Descartar la sinrazón populista es criticar la versión en vigencia de la “historia oficial” argentina, en especial, la pretensión de que desde hace treinta años el país haya sido llevado al desastre (solamente, ininterrumpidamente) por una tradición anti-populista y pro-liberal. En este sentido, el fracaso de la versión menemista del neoliberalismo (una versión fuertemente populista, hay que decirlo) parece estar llevando a olvidar las consecuencias igualmente desastrosas de los experimentos políticos populistas y nacionalistas que despertaron las ilusiones de la sociedad argentina: el peronismo en los setenta, el alfonsinismo en los ochenta y (en muchos aspectos, aunque no en todos) la Alianza en los noventa, terminados sistemáticamente en la dictadura, la hiperinflación, los saqueos y la interrupción del orden institucional.
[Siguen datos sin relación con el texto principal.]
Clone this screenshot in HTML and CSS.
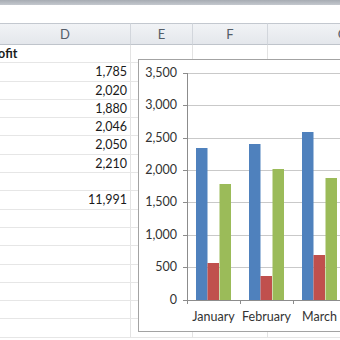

Experimentar colectivamente las consecuencias del populismo, como ha hecho la sociedad argentina, parece un precio demasiado alto para descartar la sinrazón populista. Pero este costo se vuelve razonable cuando la estrategia de experimentación del populismo es llevada al plano individual. Por eso, en nombre del perfeccionamiento de sus teorías políticas, alguna fundación debería ayudar a Ernesto Laclau a abandonar la Universidad de Essex y el duro exilio británico en el que ha vivido desde hace casi cuarenta años, seguramente agobiado por el antipopulismo de la tradición anglosajona, y ofrecerle volver a vivir en la “República” Argentina y a enseñar en la “Universidad” que -después de largos años de original alternancia entre dictaduras militares y democracias populistas- los argentinos supimos conseguir.